§ **PROBLEM**: Begin at the top of the entries below and write out every line through the one containing "w-[639px] h-[755px] overflow-hidden", excluding pictures.

___ DATA SHOWN

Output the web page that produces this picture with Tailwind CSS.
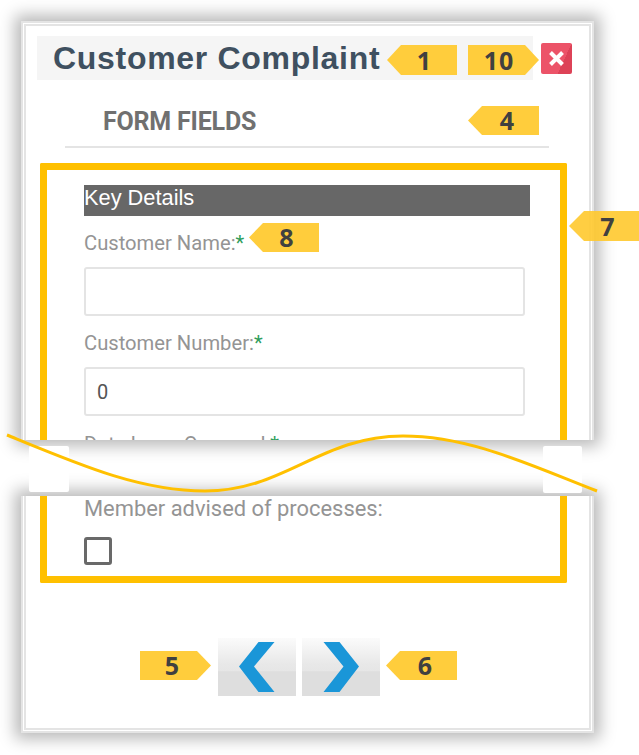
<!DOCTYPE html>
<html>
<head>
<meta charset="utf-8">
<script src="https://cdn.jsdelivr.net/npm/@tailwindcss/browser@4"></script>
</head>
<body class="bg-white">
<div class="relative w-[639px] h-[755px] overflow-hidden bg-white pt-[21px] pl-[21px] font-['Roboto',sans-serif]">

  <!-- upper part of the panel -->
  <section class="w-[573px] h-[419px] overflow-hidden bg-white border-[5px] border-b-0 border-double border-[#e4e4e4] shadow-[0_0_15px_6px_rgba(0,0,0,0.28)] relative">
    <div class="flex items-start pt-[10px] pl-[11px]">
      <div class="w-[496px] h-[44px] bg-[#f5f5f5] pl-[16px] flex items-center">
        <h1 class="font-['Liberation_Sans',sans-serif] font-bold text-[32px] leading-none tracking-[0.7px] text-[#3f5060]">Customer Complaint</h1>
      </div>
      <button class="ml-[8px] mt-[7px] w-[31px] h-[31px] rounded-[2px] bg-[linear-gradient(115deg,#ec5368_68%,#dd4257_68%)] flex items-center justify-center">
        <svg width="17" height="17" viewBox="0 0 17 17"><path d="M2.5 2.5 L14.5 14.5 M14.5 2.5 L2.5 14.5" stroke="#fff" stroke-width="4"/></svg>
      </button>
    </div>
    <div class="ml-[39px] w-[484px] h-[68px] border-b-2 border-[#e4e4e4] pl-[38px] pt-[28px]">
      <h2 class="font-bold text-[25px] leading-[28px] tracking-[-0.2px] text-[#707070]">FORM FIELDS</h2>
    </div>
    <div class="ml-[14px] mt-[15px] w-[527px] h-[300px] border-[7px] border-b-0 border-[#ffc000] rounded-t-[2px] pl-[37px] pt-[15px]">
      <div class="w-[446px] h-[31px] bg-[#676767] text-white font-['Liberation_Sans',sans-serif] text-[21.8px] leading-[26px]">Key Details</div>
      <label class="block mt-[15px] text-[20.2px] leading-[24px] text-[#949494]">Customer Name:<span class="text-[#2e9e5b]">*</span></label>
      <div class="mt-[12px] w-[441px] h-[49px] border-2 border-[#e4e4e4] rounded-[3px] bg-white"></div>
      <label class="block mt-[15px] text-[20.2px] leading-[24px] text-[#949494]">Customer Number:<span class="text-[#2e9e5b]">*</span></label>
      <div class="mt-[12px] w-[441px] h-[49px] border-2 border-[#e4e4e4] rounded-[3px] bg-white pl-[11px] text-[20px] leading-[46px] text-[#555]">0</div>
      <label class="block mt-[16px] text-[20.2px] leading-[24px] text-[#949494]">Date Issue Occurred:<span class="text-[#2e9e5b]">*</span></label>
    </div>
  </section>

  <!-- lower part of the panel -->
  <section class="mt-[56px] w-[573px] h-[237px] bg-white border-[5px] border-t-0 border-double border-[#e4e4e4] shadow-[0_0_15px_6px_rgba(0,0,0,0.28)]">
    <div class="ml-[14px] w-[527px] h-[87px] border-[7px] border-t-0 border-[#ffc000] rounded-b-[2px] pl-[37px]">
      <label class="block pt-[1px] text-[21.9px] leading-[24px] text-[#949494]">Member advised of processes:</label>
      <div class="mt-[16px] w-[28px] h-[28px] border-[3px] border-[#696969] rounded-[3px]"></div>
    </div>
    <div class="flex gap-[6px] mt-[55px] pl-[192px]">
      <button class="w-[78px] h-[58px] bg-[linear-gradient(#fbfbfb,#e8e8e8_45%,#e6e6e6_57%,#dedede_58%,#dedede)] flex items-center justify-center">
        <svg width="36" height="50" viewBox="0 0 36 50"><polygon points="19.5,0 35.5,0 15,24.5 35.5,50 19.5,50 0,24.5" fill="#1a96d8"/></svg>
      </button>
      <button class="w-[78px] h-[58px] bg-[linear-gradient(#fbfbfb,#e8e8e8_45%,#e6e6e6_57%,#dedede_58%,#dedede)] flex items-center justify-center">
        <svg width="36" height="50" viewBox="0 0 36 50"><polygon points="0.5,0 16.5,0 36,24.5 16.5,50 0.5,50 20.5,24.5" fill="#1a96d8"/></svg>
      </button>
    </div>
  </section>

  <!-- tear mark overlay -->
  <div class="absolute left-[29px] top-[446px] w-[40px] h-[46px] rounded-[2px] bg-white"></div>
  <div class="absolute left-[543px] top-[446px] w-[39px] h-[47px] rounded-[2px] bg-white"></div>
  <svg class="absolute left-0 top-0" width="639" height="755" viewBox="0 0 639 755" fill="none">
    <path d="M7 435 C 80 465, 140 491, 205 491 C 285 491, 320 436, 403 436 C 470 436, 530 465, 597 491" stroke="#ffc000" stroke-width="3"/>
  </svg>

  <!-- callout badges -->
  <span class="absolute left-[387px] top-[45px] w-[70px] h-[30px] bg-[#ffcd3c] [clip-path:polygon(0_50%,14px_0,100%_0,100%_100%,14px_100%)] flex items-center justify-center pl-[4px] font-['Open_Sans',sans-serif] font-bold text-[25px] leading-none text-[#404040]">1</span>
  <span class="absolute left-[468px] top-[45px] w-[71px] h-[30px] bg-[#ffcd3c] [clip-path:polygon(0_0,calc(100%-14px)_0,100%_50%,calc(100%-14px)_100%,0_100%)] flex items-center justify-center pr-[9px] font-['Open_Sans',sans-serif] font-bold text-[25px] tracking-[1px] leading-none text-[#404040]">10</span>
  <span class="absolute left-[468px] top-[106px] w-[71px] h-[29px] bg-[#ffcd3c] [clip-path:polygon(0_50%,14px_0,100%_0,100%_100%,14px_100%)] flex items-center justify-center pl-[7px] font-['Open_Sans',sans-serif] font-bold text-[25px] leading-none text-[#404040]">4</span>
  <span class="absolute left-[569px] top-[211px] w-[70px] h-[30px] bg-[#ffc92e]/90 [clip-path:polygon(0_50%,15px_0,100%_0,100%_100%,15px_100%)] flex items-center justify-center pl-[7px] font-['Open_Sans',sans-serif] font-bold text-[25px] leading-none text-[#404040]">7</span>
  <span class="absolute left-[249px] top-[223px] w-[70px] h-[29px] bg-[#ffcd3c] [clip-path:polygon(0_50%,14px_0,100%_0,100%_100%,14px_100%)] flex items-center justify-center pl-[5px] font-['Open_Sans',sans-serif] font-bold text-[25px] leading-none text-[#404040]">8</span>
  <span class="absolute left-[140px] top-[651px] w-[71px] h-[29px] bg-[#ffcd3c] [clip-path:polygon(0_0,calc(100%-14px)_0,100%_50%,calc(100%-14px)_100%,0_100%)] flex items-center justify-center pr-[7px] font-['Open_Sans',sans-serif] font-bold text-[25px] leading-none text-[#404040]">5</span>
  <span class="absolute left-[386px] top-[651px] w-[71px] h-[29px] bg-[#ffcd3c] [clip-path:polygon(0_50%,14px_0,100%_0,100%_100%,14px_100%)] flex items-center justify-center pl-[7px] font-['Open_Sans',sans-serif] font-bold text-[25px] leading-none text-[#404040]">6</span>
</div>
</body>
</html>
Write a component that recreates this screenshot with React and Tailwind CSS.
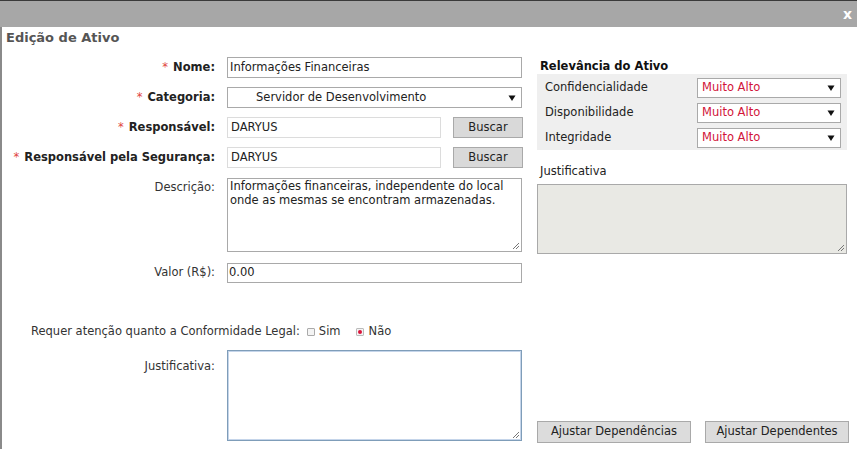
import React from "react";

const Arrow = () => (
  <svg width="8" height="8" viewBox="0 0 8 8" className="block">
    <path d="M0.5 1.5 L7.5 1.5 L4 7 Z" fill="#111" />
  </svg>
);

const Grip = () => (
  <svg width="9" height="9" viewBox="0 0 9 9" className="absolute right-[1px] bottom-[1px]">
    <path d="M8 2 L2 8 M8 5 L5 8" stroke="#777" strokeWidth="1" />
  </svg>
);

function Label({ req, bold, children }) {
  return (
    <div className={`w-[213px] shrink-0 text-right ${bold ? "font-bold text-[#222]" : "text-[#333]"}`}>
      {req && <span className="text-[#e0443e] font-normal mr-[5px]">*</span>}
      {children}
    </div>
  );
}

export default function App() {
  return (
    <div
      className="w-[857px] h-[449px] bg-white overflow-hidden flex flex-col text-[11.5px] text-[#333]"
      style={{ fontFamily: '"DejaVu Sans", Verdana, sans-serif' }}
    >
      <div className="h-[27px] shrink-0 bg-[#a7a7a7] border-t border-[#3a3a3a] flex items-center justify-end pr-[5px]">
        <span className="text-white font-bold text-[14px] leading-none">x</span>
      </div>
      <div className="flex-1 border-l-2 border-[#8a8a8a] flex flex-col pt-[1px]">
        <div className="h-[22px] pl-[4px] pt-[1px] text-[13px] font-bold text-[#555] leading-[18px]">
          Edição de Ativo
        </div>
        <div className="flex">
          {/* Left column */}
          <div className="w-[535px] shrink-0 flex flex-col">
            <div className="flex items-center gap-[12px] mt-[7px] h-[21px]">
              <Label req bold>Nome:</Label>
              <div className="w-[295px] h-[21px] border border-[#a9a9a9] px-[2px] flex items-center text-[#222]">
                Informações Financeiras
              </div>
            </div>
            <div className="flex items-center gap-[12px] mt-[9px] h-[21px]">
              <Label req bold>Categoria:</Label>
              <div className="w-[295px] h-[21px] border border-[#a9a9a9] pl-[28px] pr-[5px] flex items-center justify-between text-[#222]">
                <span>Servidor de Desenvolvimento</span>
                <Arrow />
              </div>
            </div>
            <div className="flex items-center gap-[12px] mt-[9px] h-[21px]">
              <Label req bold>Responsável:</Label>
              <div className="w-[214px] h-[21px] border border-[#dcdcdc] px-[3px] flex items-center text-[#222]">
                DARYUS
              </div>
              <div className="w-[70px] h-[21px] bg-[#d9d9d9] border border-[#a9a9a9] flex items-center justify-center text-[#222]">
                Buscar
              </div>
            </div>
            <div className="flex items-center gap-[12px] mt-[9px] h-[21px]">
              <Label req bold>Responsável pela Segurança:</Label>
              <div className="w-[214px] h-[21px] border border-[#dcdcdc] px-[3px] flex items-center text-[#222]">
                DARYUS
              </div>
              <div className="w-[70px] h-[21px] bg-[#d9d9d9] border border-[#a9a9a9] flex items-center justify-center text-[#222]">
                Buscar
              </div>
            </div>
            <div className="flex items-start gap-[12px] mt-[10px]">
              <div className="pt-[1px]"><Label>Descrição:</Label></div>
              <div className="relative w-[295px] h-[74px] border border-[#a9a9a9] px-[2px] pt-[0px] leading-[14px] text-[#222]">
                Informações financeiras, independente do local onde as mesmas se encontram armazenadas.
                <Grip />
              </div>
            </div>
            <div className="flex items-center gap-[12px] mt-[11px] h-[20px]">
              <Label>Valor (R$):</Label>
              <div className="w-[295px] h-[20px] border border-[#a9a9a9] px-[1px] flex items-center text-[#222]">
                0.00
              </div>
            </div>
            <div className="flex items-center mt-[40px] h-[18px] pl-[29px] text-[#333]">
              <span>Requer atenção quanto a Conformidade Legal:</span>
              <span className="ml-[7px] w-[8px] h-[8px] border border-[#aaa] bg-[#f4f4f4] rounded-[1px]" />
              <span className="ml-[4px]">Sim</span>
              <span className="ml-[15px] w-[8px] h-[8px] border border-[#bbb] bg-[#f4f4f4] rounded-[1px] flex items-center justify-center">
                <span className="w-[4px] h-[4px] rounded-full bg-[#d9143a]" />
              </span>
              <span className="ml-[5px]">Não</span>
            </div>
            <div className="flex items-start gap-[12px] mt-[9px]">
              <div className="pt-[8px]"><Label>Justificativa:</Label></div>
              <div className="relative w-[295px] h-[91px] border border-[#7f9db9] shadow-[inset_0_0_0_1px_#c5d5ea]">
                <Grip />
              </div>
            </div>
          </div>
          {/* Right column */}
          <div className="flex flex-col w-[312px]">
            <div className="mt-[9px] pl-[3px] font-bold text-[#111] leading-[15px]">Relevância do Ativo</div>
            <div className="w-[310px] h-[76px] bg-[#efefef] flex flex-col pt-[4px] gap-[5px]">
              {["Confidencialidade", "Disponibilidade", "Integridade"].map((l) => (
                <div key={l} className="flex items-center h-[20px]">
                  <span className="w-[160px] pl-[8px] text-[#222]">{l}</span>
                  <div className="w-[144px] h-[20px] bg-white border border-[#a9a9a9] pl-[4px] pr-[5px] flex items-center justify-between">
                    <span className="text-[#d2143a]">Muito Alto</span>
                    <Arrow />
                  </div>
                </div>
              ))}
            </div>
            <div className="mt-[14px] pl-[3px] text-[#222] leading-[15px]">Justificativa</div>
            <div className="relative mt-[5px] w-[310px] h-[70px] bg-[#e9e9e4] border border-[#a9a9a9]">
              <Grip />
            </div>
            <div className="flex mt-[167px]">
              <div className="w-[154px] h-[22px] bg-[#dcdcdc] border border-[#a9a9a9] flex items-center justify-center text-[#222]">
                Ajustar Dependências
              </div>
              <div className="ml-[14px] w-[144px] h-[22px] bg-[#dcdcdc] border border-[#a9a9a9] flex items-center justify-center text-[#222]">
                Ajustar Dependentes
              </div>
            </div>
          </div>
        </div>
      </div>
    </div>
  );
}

______

§ **RIGHT ANSWER**:
Output the web page that produces this picture with Tailwind CSS.
<!DOCTYPE html>
<html>
<head>
<meta charset="utf-8">
<script src="https://cdn.jsdelivr.net/npm/@tailwindcss/browser@4"></script>
</head>
<body class="bg-white">
<div class="relative w-[639px] h-[755px] overflow-hidden bg-white pt-[21px] pl-[21px] font-['Roboto',sans-serif]">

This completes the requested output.